La consecuencia, por decirlo sencillo, fue que el totalitarismo se abrió camino a medida que se violaban libertades civiles: manifestación, prensa, movimiento. Se afianzó el culto a la personalidad (un problema para su sucesor) y aquello que empezó con ese espíritu de justicia histórica que suponía incluir a los hasta entonces desheredados en la cosa pública fue convirtiéndose en un régimen caudillista en el que el relevo en el poder aparecía cada vez más lejano. Los chavistas ya no iban en moto a Petare. Ahora viajaban en carísimos todo terrenos, con especial predilección por los Hummer; bueno, así lo hacía la nomenclatura, porque el resto seguía en moto, organizando comandos dispuestos a velar por el régimen.

Vayamos ahora a marzo de 2013. Muere Hugo Chávez, convertido ya para entonces en el nuevo Che del siglo XXI. Toca suceder al líder carismático que además tendrá que hacer frente a una herencia envenenada, con el chavismo que empieza a mostrar signos de división interna y de desafecto de quienes un día creyeron ver en él la salvación a su secular pobreza. La designación, se supone que personal y en presencia de los Castro, de Nicolás Maduro ya auguraba lo que estaba por venir: más pobres, menos ricos, nada de clase media y una vuelta de tuerca más hacia la dictadura. Empezó saltándose la Constitución que preveía que el presidente de la Asamblea, Diosdado Cabello, debería asumir las funciones transitorias como presidente de la República hasta la celebración de las elecciones. Un comienzo que era toda una declaración de intenciones.

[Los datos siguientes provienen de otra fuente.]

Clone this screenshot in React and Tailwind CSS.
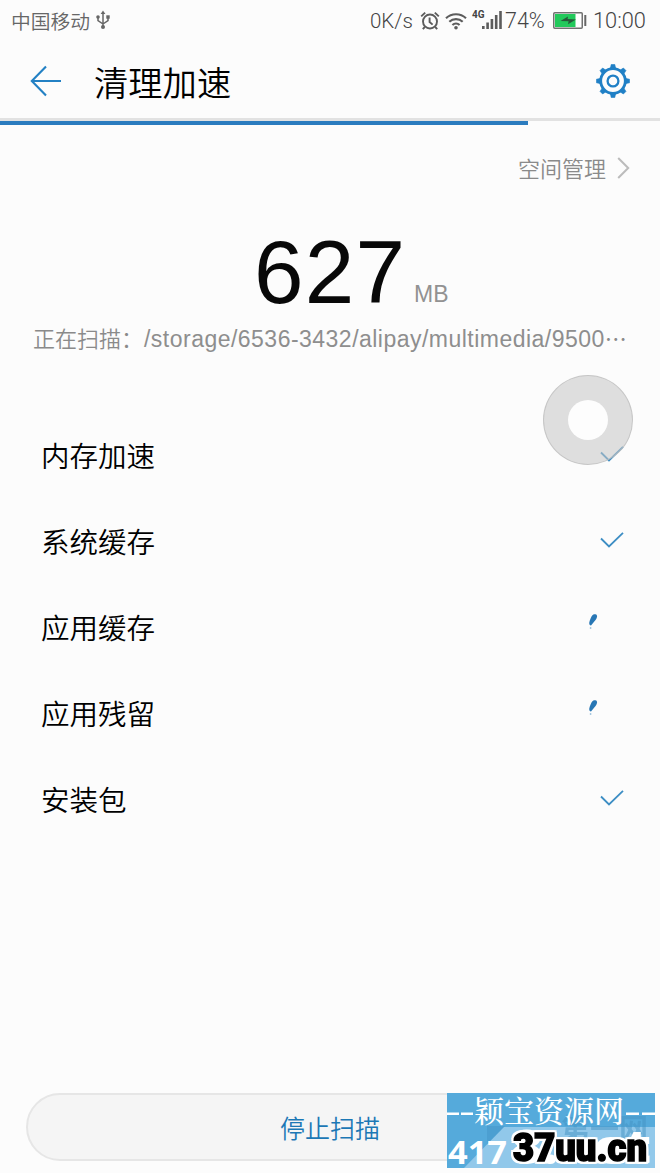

Las elecciones presidenciales del 14 de abril de 2013 no fueron limpias. Cualquier observador imparcial pudo constatar, esta vez sin género de duda, que la concurrencia entre Maduro y Capriles fue tan desequilibrada en favor del primero que resultaba casi un milagro que la oposición ganara en las urnas. Y luego vino el lío de si hubo o no pucherazo. Pero insisto, el pecado era original. No fue una campaña abierta, sino dirigida por los aparatos del Estado para que todo estuviera atado y bien atado.

Ahora, dos años después, aquellas calvas en los supermercados se han convertido en una sucesión baldas vacías, cartillas de racionamiento para los aliemntos y productos de primera necesidad, los pobres ya no pueden ser subvencionados como antes porque el precio del petróleo no lo permite, la nomenclatura está conjurada a mantener sus privilegios a costa de cualquier cosa y, como pasa en las dictaduras, “cualquier cosa” son sobre todo las libertades básicas de los ciudadanos. Maduro se ha demostrado tan incompetente en gobernar un país a la deriva como competente para dirigir las cloacas del Estado contra sus opositores. En eso se ha convertido aquel sueño de Petare.

PD: me adelanto a los “abajofirmantes de turno” que me van a decir que aquí peor, que tampoco hay libertad, que se cierran periódicos y que hay mucha pobreza. Es como equiparar una ballena con una anchoa porque las dos nadan.